Task:
Nothing but the lines from the top of the data to the line holding "<request-page></request-page>" should be printed, word for word and both ends included; leave the pictures out.

Data section:
********************

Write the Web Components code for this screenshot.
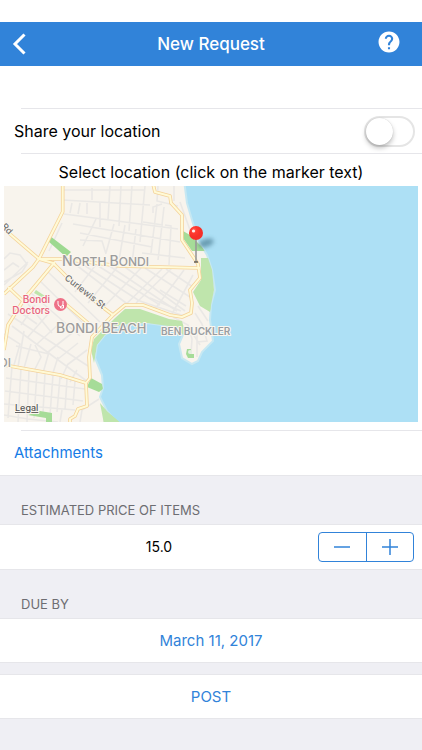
<!DOCTYPE html>
<html lang="en">
<head>
<meta charset="utf-8">
<meta name="viewport" content="width=device-width, initial-scale=1">
<title>New Request</title>
<style>
    body {
        margin: 0;
        min-height: 100vh;
        background: #efeff4;
        color: #000;
        font-family: Inter, "Liberation Sans", sans-serif;
        font-size: 16px;
        --blue: #3183d9;
        --line: #e6e6ea;
    }
</style>
</head>
<body>
<request-page></request-page>

<script>
// Shared helper: every component clones its template into an open shadow root
class BaseElement extends HTMLElement {
    constructor() {
        super();
        const template = document.createElement('template');
        template.innerHTML = this.constructor.markup;
        this.attachShadow({ mode: 'open' }).appendChild(template.content.cloneNode(true));
    }
}

class NavBar extends BaseElement {
    static markup = /*html*/`
        <style>
            :host { display: block; padding-top: 22px; background: #fff; }
            header {
                display: grid;
                grid-template-columns: 44px 1fr 44px;
                align-items: center;
                height: 44px;
                padding-right: 12px;
                padding-left: 12px;
                background: var(--blue);
                color: #fff;
            }
            h1 { margin: 0; font-size: 17px; font-weight: 500; line-height: 22px; text-align: center; }
            button {
                display: flex;
                padding: 0;
                border: 0;
                background: none;
                color: inherit;
                cursor: pointer;
            }
            .help { justify-content: flex-end; padding-right: 10px; padding-bottom: 4px; }
        </style>
        <header>
            <button class="back" aria-label="Back">
                <svg width="14" height="22" viewBox="0 0 14 22"><path d="M12.500 1.500 3 11l9.500 9.500" fill="none" stroke="currentColor" stroke-width="3"/></svg>
            </button>
            <h1><slot></slot></h1>
            <button class="help" aria-label="Help">
                <svg width="22" height="22" viewBox="1.500 1.500 21 21"><path fill="currentColor" d="M12 2C6.480 2 2 6.480 2 12s4.480 10 10 10 10-4.480 10-10S17.520 2 12 2zm1 17h-2v-2h2v2zm2.070-7.750-.900.920C13.450 12.900 13 13.500 13 15h-2v-.500c0-1.100.450-2.100 1.170-2.830l1.240-1.260c.370-.360.590-.860.590-1.410 0-1.100-.900-2-2-2s-2 .900-2 2H8c0-2.210 1.790-4 4-4s4 1.790 4 4c0 .880-.360 1.680-.930 2.250z"/></svg>
            </button>
        </header>
    `;
}

class CellGroup extends BaseElement {
    static markup = /*html*/`
        <style>
            :host { display: block; background: #fff; border-bottom: 1px solid var(--line); }
            :host([ruled]) { border-top: 1px solid var(--line); }
        </style>
        <slot></slot>
    `;
}

class FormCell extends BaseElement {
    static markup = /*html*/`
        <style>
            :host { display: block; }
            .row {
                display: flex;
                align-items: center;
                box-sizing: border-box;
                min-height: 44px;
                padding: 0 7px 0 14px;
            }
            :host([blank]) .row { min-height: 42px; }
            :host([center]) .row { justify-content: center; min-height: 43px; padding: 0 14px; }
            /* the rule starts in line with the section titles */
            :host([divider])::after {
                content: "";
                display: block;
                height: 1px;
                margin-left: 21px;
                background: var(--line);
            }
        </style>
        <div class="row"><slot></slot></div>
    `;
}

class SectionTitle extends BaseElement {
    static markup = /*html*/`
        <style>
            :host { display: flex; align-items: flex-end; height: 48px; }
            h2 { margin: 0; padding: 0 21px 5px; color: #6d6d72; font-size: 13px; font-weight: 400; line-height: 18px; }
        </style>
        <h2><slot></slot></h2>
    `;
}

class LinkButton extends BaseElement {
    static markup = /*html*/`
        <style>
            :host { display: block; }
            button {
                display: block;
                padding: 0;
                border: 0;
                background: none;
                color: var(--link, var(--blue));
                font: 400 15px/20px Inter, "Liberation Sans", sans-serif;
                cursor: pointer;
            }
        </style>
        <button type="button"><slot></slot></button>
    `;
}

class ToggleSwitch extends BaseElement {
    static markup = /*html*/`
        <style>
            :host { display: block; flex: 1; }
            label { display: flex; align-items: center; justify-content: space-between; }
            input {
                appearance: none;
                display: flex;
                box-sizing: border-box;
                width: 51px;
                height: 31px;
                margin: 0;
                border: 2px solid #e5e5e5;
                border-radius: 16px;
                background: #fff;
            }
            input::before {
                content: "";
                width: 27px;
                height: 27px;
                border-radius: 50%;
                background: #fff;
                box-shadow: 0 3px 5px rgb(0 0 0 / 25%), 0 0 1px rgb(0 0 0 / 20%);
            }
            input:checked { justify-content: flex-end; background: #4cd964; }
        </style>
        <label><slot></slot><input type="checkbox" role="switch"></label>
    `;
}

class PriceStepper extends BaseElement {
    static markup = /*html*/`
        <style>
            :host { display: flex; flex: 1; align-items: center; }
            input {
                flex: 1;
                min-width: 0;
                padding: 0 14px 0 0;
                border: 0;
                background: none;
                font: 400 14px/20px Inter, "Liberation Sans", sans-serif;
                text-align: center;
            }
            .buttons {
                display: flex;
                box-sizing: border-box;
                width: 96px;
                height: 30px;
                margin-right: 1px;
                border: 1px solid var(--blue);
                border-radius: 4px;
                color: var(--blue);
            }
            button {
                display: flex;
                flex: 1;
                align-items: center;
                justify-content: center;
                padding: 0;
                border: 0;
                background: none;
                color: inherit;
            }
            button + button { border-left: 1px solid var(--blue); }
            path { stroke: currentColor; stroke-width: 1.500; }
        </style>
        <input type="text" value="15.0" inputmode="decimal" aria-label="Estimated price of items">
        <div class="buttons">
            <button type="button" aria-label="Decrease"><svg width="16" height="16"><path d="M0 8h16"/></svg></button>
            <button type="button" aria-label="Increase"><svg width="16" height="16"><path d="M0 8h16M8 0v16"/></svg></button>
        </div>
    `;

    connectedCallback() {
        const input = this.shadowRoot.querySelector('input');
        const [less, more] = this.shadowRoot.querySelectorAll('button');
        const step = (by) => { input.value = Math.max(0, Number(input.value) + by).toFixed(1); };
        less.addEventListener('click', () => step(-1));
        more.addEventListener('click', () => step(1));
    }
}

class LocationMap extends BaseElement {
    static markup = /*html*/`
        <style>
            :host { display: block; padding: 0 4px 8px; }
            p { margin: 0; padding: 8px 0 4px; line-height: 20px; text-align: center; }
            svg { display: block; width: 100%; height: auto; }
            .minor path { fill: none; stroke: #eae8e5; stroke-width: 1.600; }
            .road { fill: none; stroke-linejoin: round; }
            .edge { stroke: #f4d29a; stroke-width: 3.600; }
            .fill { stroke: #fffad6; stroke-width: 2; }
            .park { fill: #bfe5ac; }
            text { paint-order: stroke; stroke: #faf6ef; stroke-width: 2px; stroke-linejoin: round; }
            .suburb { fill: #9c9c9c; font-size: 12px; font-weight: 500; }
            .suburb .cap { font-size: 14px; }
            .suburb.large { font-size: 13px; }
            .small { fill: #9a9ea2; font-size: 10px; font-weight: 600; }
            .street { fill: #707070; font-size: 9px; font-weight: 500; }
            .poi { fill: #e8627c; font-size: 10px; font-weight: 500; }
            .legal { fill: #555; font-size: 9px; font-weight: 500; text-decoration: underline; }
        </style>
        <p><slot></slot></p>
        <svg viewBox="4 186 414 236" role="img" aria-label="Map of Bondi Beach">
            <defs>
                <path id="roads" d="M62.700 184V211.700L39.300 258.300 33 267 4 294M4 229 39 259 53 263 67 277 97 303 113 315M39 259 62 259 120 266 200 268M55 262 25 298 8 325 4 350M8 287 25 303M62 301 88 323M153 184 155 192 170 196 171 203 182 215V240L198 264 200 278 190 290 192 303 191 313 182 317 170 315 143 305H125L113 315 92 337 89 357 90 378 86 383 87 406 78 409 75 416 70 419V424M4 365 60 375 86 383"/>
                <clipPath id="land"><path d="M4 186H185L187 203 192 220 198 240 207 255 212 270 214 290 211 305 210 320 213 341 202 352 198 361 192 364 182 358 179 344 183 335 176 327 147 323 120 325 105 335 97 345 95 358 102 375 103 388 100 397 107 411 120 422H4Z"/></clipPath>
                <radialGradient id="pin" cx="35%" cy="30%"><stop offset="0" stop-color="#ff6a60"/><stop offset=".4" stop-color="#ff3b30"/><stop offset="1" stop-color="#f52f28"/></radialGradient>
                <filter id="soft" x="-50%" y="-50%" width="200%" height="200%"><feGaussianBlur stdDeviation="2"/></filter>
            </defs>
            <rect x="4" y="186" width="414" height="236" fill="#ade0f5"/>
            <path fill="#f8f4ed" stroke="#c7e8f2" stroke-width="2" d="M0 180H184L187 203 192 220 198 240 207 255 212 270 215 290 211 305 210 320 213 341 202 352 198 361 192 364 182 358 179 344 183 335 176 327 147 323 120 325 105 335 97 345 95 358 102 375 103 388 100 397 107 411 120 426H0Z"/>
            <g clip-path="url(#land)">
                <g class="minor">
                    <!-- north grid -->
                    <path d="M63 190H145M63 200 150 205M64 214 178 229M73 224 180 242M80 233 152 247M92 188V200M110 186 108 219M121 186 119 226M132 186 129 231M145 186 140 242M157 204 151 253M164 207 158 260M100 202V227M72 203 70 213M80 203 78 214M87 203V214M96 219 83 246M114 224 106 253M125 225 119 260M136 229 132 264M158 186 157 201 178 206M174 186V201M165 225 171 226 169 265M153 213V207L162 204M143 222 163 225M80 240 102 241 106 254M142 253 185 258M180 202 190 230"/>
                    <!-- middle diagonals -->
                    <path d="M63 255 130 306M76 260 138 300M92 262 160 305M105 263 177 311M125 267 185 311M145 268 190 297M166 269 193 287M75 292 98 262M88 303 119 265M101 310 141 268M112 318 162 269M136 303 172 268M155 309 184 270M172 314 193 275M62 223 49 251M54 242 65 255M48 272 100 322M40 281 89 329M31 293 80 336"/>
                    <!-- west streets -->
                    <path d="M4 259 10 253 20 255 27 264 22 272 4 282M4 270 13 263 19 267M4 285 28 262M8 314 88 366M12 326 88 382M21 325 35 305M27 338 48 314M37 344 61 322M48 352 72 333M58 359 78 343M67 365 87 350M14 308 37 324M28 304 52 333M4 334 20 344 14 365M24 331 18 367M31 344 24 368M16 346 49 354M35 345 41 357 34 371M49 352 43 373M58 357 52 376M68 364 61 379M77 370 70 382"/>
                    <path d="M6 378 85 389M5 391 83 401M4 404 75 410M12 366 8 418M21 368 18 422M29 370 27 422M37 372 34 418M45 373 43 413M53 375 50 415M60 377 57 412M67 379 65 410M75 381 73 405M4 415 28 419 58 422M62 410 60 422M80 422 82 410 99 399M104 422V409"/>
                    <!-- headland -->
                    <path d="M137 300 184 316M150 298 181 311M160 290 186 306M173 317 188 325 192 339 191 354M195 313 202 324 207 341 197 342M198 306 208 321M197 334V357M188 326 200 345"/>
                </g>
                <g class="park">
                    <path d="M50 236 71 252 66 257 48 241Z" fill="#9dd990"/><path d="M36 290 45 296 43 298 34 293Z"/>
                    <path d="M183 231 190 235 206 251H192L183 238Z" fill="#a6dc98"/>
                    <path d="M201 258H210L217 290 210 312 200 306 193 292 201 280Z"/>
                    <path d="M125 309H140L169 319 182 321 186 335H179L158 326 147 323 120 325 105 335 97 345 94 363 91 350 94 339 115 318Z"/>
                    <path d="M91 378 102 384 103 389 99 392 87 387Z" fill="#a6dc98"/><path d="M100 403 107 411 122 424H104Z"/><path d="M28 415 40 411 52 413V422H46V418Z" fill="#a6dc98"/>
                    <path d="M187 349 191 349 190 354H194V358H188L186 354Z" fill="#a6dc98"/><circle cx="190" cy="352" r="2" fill="#e7efe2"/>
                </g>
                <use href="#roads" class="road edge"/>
                <use href="#roads" class="road fill"/>
            </g>
            <text class="suburb" x="62" y="266"><tspan class="cap">N</tspan>ORTH <tspan class="cap">B</tspan>ONDI</text>
            <text class="suburb large" x="56" y="333"><tspan class="cap">B</tspan>ONDI <tspan class="cap">B</tspan>EACH</text>
            <text class="small" x="161" y="335">BEN BUCKLER</text>
            <text class="suburb" x="-1" y="367">DI</text>
            <text class="street" transform="translate(64 279) rotate(38)">Curlewis St</text>
            <text class="street" transform="translate(1 227) rotate(45)">Rd</text>
            <text class="poi" x="50" y="303" text-anchor="end">Bondi</text>
            <text class="poi" x="50" y="314" text-anchor="end">Doctors</text>
            <circle cx="60.500" cy="304.500" r="6.500" fill="#ee7187"/>
            <path d="M58 301V304A2.500 2.500 0 0 0 63 304V301M60.500 306.500V308H63.500V305" fill="none" stroke="#fff" stroke-width="1"/>
            <text class="legal" x="15" y="411">Legal</text>
            <!-- marker -->
            <ellipse cx="206" cy="243" rx="8" ry="4" transform="rotate(-18 206 243)" fill="#326479" opacity=".55" filter="url(#soft)"/>
            <path d="M196 239V262" stroke="#999" stroke-width="1.600"/>
            <path d="M194 262H198" stroke="#665f56" stroke-width="1.500"/>
            <circle cx="196" cy="233" r="7" fill="url(#pin)"/>
            <circle cx="193.500" cy="231" r="1.600" fill="#fff" opacity=".9"/>
        </svg>
    `;
}

class RequestPage extends BaseElement {
    static markup = /*html*/`
        <style>
            :host { display: block; }
            hr { height: 1px; margin: 0 0 0 21px; border: 0; background: var(--line); }
            .attachments { --link: #167ce6; }
            .post { margin-top: 11px; }
        </style>
        <nav-bar>New Request</nav-bar>
        <main>
            <cell-group>
                <form-cell blank divider></form-cell>
                <form-cell divider><toggle-switch>Share your location</toggle-switch></form-cell>
                <location-map>Select location (click on the marker text)</location-map>
                <hr>
                <form-cell><link-button class="attachments">Attachments</link-button></form-cell>
            </cell-group>
            <section-title>ESTIMATED PRICE OF ITEMS</section-title>
            <cell-group ruled>
                <form-cell><price-stepper></price-stepper></form-cell>
            </cell-group>
            <section-title>DUE BY</section-title>
            <cell-group ruled>
                <form-cell center><link-button>March 11, 2017</link-button></form-cell>
            </cell-group>
            <cell-group ruled class="post">
                <form-cell center><link-button>POST</link-button></form-cell>
            </cell-group>
        </main>
    `;
}

customElements.define('nav-bar', NavBar);
customElements.define('cell-group', CellGroup);
customElements.define('form-cell', FormCell);
customElements.define('section-title', SectionTitle);
customElements.define('link-button', LinkButton);
customElements.define('toggle-switch', ToggleSwitch);
customElements.define('price-stepper', PriceStepper);
customElements.define('location-map', LocationMap);
customElements.define('request-page', RequestPage);
</script>
</body>
</html>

********************

Problem solution:
Write the Web Components code for this screenshot.
<!DOCTYPE html>
<html lang="en">
<head>
<meta charset="utf-8">
<meta name="viewport" content="width=device-width, initial-scale=1">
<title>New Request</title>
<style>
    body {
        margin: 0;
        min-height: 100vh;
        background: #efeff4;
        color: #000;
        font-family: Inter, "Liberation Sans", sans-serif;
        font-size: 16px;
        --blue: #3183d9;
        --line: #e6e6ea;
    }
</style>
</head>
<body>
<request-page></request-page>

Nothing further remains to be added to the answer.